The Nasdaq composite index finished Wednesday down 105.84, or 3.9 percent, at 2,621.65.

European stock markets fell sharply, too. The main stock index in Italy finished the day down 3.8 percent. The DAX index in Germany and the CAC-40 in France each declined 2.2 percent.

In the United States, prices rose for assets seen by investors as reasonably safe. The dollar rose 1.6 percent against the euro, a reflection of the instability in the 17 nations that use the euro.

The yield on the 10-year Treasury note fell to 1.96 percent from 2.08 percent Tuesday, a steep drop. Falling Treasury yields are a sign of rising bond prices, both indications that investors feel safe buying American debt.

In Italy, the yield on the benchmark government bond blew past 7 percent. That was considered an important level because Greece, Portugal and Ireland required bailouts from other nations when their bond yields hit 7 percent.

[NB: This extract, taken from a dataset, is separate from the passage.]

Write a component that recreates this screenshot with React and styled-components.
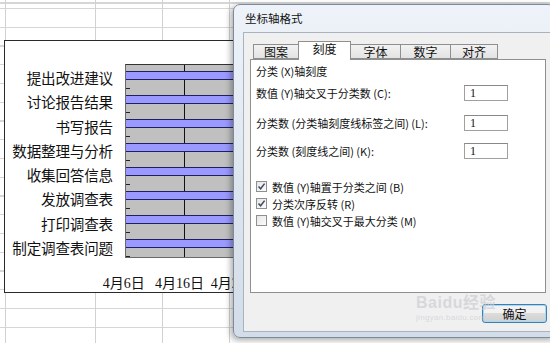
import styled, { createGlobalStyle } from "styled-components";

const GlobalStyle = createGlobalStyle`
  html, body {
    margin: 0;
    padding: 0;
    background: #fff;
  }
  body {
    font-family: "Noto Sans CJK SC", "Liberation Sans", sans-serif;
  }
`;

const Sheet = styled.div`
  position: relative;
  width: 550px;
  height: 343px;
  overflow: hidden;
  background-color: #fff;
  background-image:
    linear-gradient(to right, transparent 5px, #d2d2d2 5px 6px, transparent 6px 95px, #d2d2d2 95px 96px, transparent 96px 162px, #d2d2d2 162px 163px, transparent 163px 229px, #d2d2d2 229px 230px, transparent 230px),
    repeating-linear-gradient(to bottom, #d6d6d6 0 1px, transparent 1px 18.75px);
  background-position: 0 0, 0 8px;
`;

/* chart object sitting on the sheet */
const Chart = styled.div`
  position: absolute;
  left: 4px;
  top: 40px;
  width: 260px;
  height: 253px;
  background: #fff;
  border: 1px solid #2a2a2a;
  box-sizing: border-box;
  display: flex;
  flex-direction: column;
  padding-top: 23px;
`;

const ChartBody = styled.div`
  display: flex;
  gap: 12px;
  height: 195px;
`;

const Labels = styled.div`
  width: 108px;
  display: grid;
  grid-template-rows: repeat(8, minmax(0, 1fr));
  font-size: 14.6px;
  color: #111;
  text-align: right;
  white-space: nowrap;
`;

const Label = styled.div`
  line-height: 21px;
  padding-top: 3px;
  letter-spacing: -0.2px;
`;

const Plot = styled.div`
  flex: 1;
  display: grid;
  grid-template-rows: repeat(8, minmax(0, 1fr));
  background-color: #c0c0c0;
  background-image: linear-gradient(to right, transparent 58px, #111 58px 59px, transparent 59px);
  border-top: 1px solid #333;
  border-left: 1px solid #6a6a6a;
  border-bottom: 1px solid #6a6a6a;
`;

const Category = styled.div`
  position: relative;
  padding-top: 6px;
  box-sizing: border-box;
`;

const Tick = styled.span`
  position: absolute;
  left: 0;
  bottom: 0;
  width: 4px;
  height: 1px;
  background: #222;
`;

const Bar = styled.div`
  height: 7px;
  background: #9999ff;
  border-top: 1px solid #202060;
  border-bottom: 1px solid #202060;
`;

const Axis = styled.div`
  display: flex;
  padding-left: 91px;
  margin-top: 14px;
  font-family: "Liberation Serif", "Noto Sans CJK SC", serif;
  font-size: 14px;
  color: #111;
`;

const AxisLabel = styled.div`
  width: 59px;
  text-align: center;
  white-space: nowrap;
`;

/* dialog window */
const Dialog = styled.div`
  position: absolute;
  left: 233px;
  top: 4px;
  width: 322px;
  height: 334px;
  box-sizing: border-box;
  border: 1px solid #7c8a99;
  border-radius: 7px 7px 0 7px;
  background: linear-gradient(to bottom, #eef3f9, #dbe4ee 60%, #d3dde9);
  box-shadow: -2px 2px 6px rgba(0, 0, 0, 0.35);
  display: flex;
  flex-direction: column;
  padding: 0 0 5px 9px;
`;

const Title = styled.div`
  height: 27px;
  line-height: 27px;
  padding-left: 2px;
  font-size: 11.5px;
  color: #111;
`;

const Client = styled.div`
  flex: 1;
  background: #f0f0f0;
  border: 1px solid #a9b3c0;
  display: flex;
  flex-direction: column;
  padding: 7px 0 0 6px;
  position: relative;
`;

const Tabs = styled.div`
  display: flex;
  align-items: flex-end;
  height: 19px;
  padding-left: 4px;
`;

const Tab = styled.div`
  width: ${(p) => p.w}px;
  height: ${(p) => (p.active ? 19 : 15)}px;
  box-sizing: border-box;
  border: 1px solid #8e8f8f;
  border-bottom: ${(p) => (p.active ? "none" : "1px solid #8e8f8f")};
  margin-left: -1px;
  background: ${(p) => (p.active ? "#fff" : "linear-gradient(#f2f2f2, #e3e3e3)")};
  font-size: 12px;
  line-height: 14px;
  text-align: center;
  color: #111;
  position: relative;
  z-index: ${(p) => (p.active ? 2 : 1)};
  margin-bottom: ${(p) => (p.active ? "-1px" : "0")};
`;

const Panel = styled.div`
  width: 296px;
  height: 234px;
  box-sizing: border-box;
  background: #fff;
  border: 1px solid #8e8f8f;
  padding: 3px 0 0 5px;
  font-size: 11px;
  color: #111;
`;

const Heading = styled.div`
  height: 17px;
  line-height: 17px;
`;

const FieldRow = styled.div`
  display: flex;
  align-items: center;
  height: 16px;
  margin-top: ${(p) => p.mt}px;
`;

const FieldLabel = styled.div`
  width: 208px;
  white-space: nowrap;
`;

const NumBox = styled.div`
  width: 44px;
  height: 16px;
  box-sizing: border-box;
  border: 1px solid #a0a0a0;
  border-top-color: #888;
  padding-left: 5px;
  line-height: 14px;
  font-family: "Liberation Serif", serif;
  font-size: 12px;
`;

const Checks = styled.div`
  margin-top: 21px;
  display: flex;
  flex-direction: column;
  gap: 4px;
`;

const CheckRow = styled.div`
  display: flex;
  align-items: center;
  gap: 5px;
  height: 13px;
  white-space: nowrap;
`;

const Box = styled.span`
  width: 11px;
  height: 11px;
  box-sizing: border-box;
  border: 1px solid #8f8f8f;
  background: linear-gradient(135deg, #e6e6e6, #fbfbfb);
  display: flex;
  align-items: center;
  justify-content: center;
`;

const Footer = styled.div`
  flex: 1;
  display: flex;
  justify-content: flex-end;
  align-items: flex-start;
  padding: 11px 6px 0 0;
`;

const OkButton = styled.div`
  width: 65px;
  height: 19px;
  box-sizing: border-box;
  border: 1px solid #3c7fb1;
  border-radius: 3px;
  box-shadow: inset 0 0 0 1px #a8d8f3;
  background: linear-gradient(#f2f2f2 45%, #dcdcdc 50%, #d0d0d0);
  font-size: 12px;
  line-height: 17px;
  text-align: center;
  color: #111;
`;

const Watermark = styled.div`
  position: absolute;
  left: 416px;
  top: 295px;
  color: rgba(205, 205, 210, 0.7);
  font-family: "Liberation Sans", "Noto Sans CJK SC", sans-serif;
  pointer-events: none;
  line-height: 1;
`;

const Mark = styled.div`
  font-size: 16px;
  font-weight: 700;
  letter-spacing: 0.5px;
`;

const MarkUrl = styled.div`
  font-size: 8px;
  margin-top: 3px;
  letter-spacing: 0.3px;
`;

const tasks = [
  "提出改进建议",
  "讨论报告结果",
  "书写报告",
  "数据整理与分析",
  "收集回答信息",
  "发放调查表",
  "打印调查表",
  "制定调查表问题",
];

const tabs = [
  { name: "图案", w: 46 },
  { name: "刻度", w: 53, active: true },
  { name: "字体", w: 51 },
  { name: "数字", w: 51 },
  { name: "对齐", w: 48 },
];

const Check = ({ on }) => (
  <Box>
    {on && (
      <svg width="9" height="9" viewBox="0 0 9 9">
        <path d="M1.5 4.5 L3.6 6.8 L7.6 1.6" fill="none" stroke="#3a4a66" strokeWidth="1.5" />
      </svg>
    )}
  </Box>
);

export default function App() {
  return (
    <Sheet>
      <GlobalStyle />
      <Chart>
        <ChartBody>
          <Labels>
            {tasks.map((t) => (
              <Label key={t}>{t}</Label>
            ))}
          </Labels>
          <Plot>
            {tasks.map((t) => (
              <Category key={t}>
                <Bar />
                <Tick />
              </Category>
            ))}
          </Plot>
        </ChartBody>
        <Axis>
          <AxisLabel>4月6日</AxisLabel>
          <AxisLabel>4月16日</AxisLabel>
          <AxisLabel>4月26日</AxisLabel>
        </Axis>
      </Chart>

      <Dialog>
        <Title>坐标轴格式</Title>
        <Client>
          <Tabs>
            {tabs.map((t) => (
              <Tab key={t.name} w={t.w} active={t.active}>
                {t.name}
              </Tab>
            ))}
          </Tabs>
          <Panel>
            <Heading>分类 (X)轴刻度</Heading>
            <FieldRow mt={5}>
              <FieldLabel>数值 (Y)轴交叉于分类数 (C):</FieldLabel>
              <NumBox>1</NumBox>
            </FieldRow>
            <FieldRow mt={14}>
              <FieldLabel>分类数 (分类轴刻度线标签之间) (L):</FieldLabel>
              <NumBox>1</NumBox>
            </FieldRow>
            <FieldRow mt={12}>
              <FieldLabel>分类数 (刻度线之间) (K):</FieldLabel>
              <NumBox>1</NumBox>
            </FieldRow>
            <Checks>
              <CheckRow>
                <Check on />
                数值 (Y)轴置于分类之间 (B)
              </CheckRow>
              <CheckRow>
                <Check on />
                分类次序反转 (R)
              </CheckRow>
              <CheckRow>
                <Check />
                数值 (Y)轴交叉于最大分类 (M)
              </CheckRow>
            </Checks>
          </Panel>
          <Footer>
            <OkButton>确定</OkButton>
          </Footer>
        </Client>
      </Dialog>

      <Watermark>
        <Mark>Baidu经验</Mark>
        <MarkUrl>jingyan.baidu.com</MarkUrl>
      </Watermark>
    </Sheet>
  );
}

Italy is of more concern because it has the third-largest economy in Europe more than twice as big as Greece, Portugal and Ireland combined. And its debt, $2.6 trillion, is too large for other European countries to erase.

Italian Premier Silvio Berlusconi promised late Tuesday to step aside after a new budget is passed, but there are concerns that the transition will be difficult. Markets see Berlusconi as an impediment to far-reaching economic reforms.

The benchmark Italian bond rate spiked to 7.4 percent, a startling increase of 0.82 percent point from the day before. It settled down later in the day, to 7.26 percent.

In Greece, Prime Minister George Papandreou told the nation that the political parties were joining together to save it from going broke. Then power-sharing talks broke down, and political leaders failed to name a new prime minister.

Papandreou threw world markets into turmoil last week when he stunned European leaders by announcing he would put a hard-fought bailout deal for Greece up for a popular vote. He later backed off that plan and announced he would step aside.

When an interim government takes over for him, its main job will be to secure the next $11 billion or so of the $150 billion bailout package set up for Greece last year.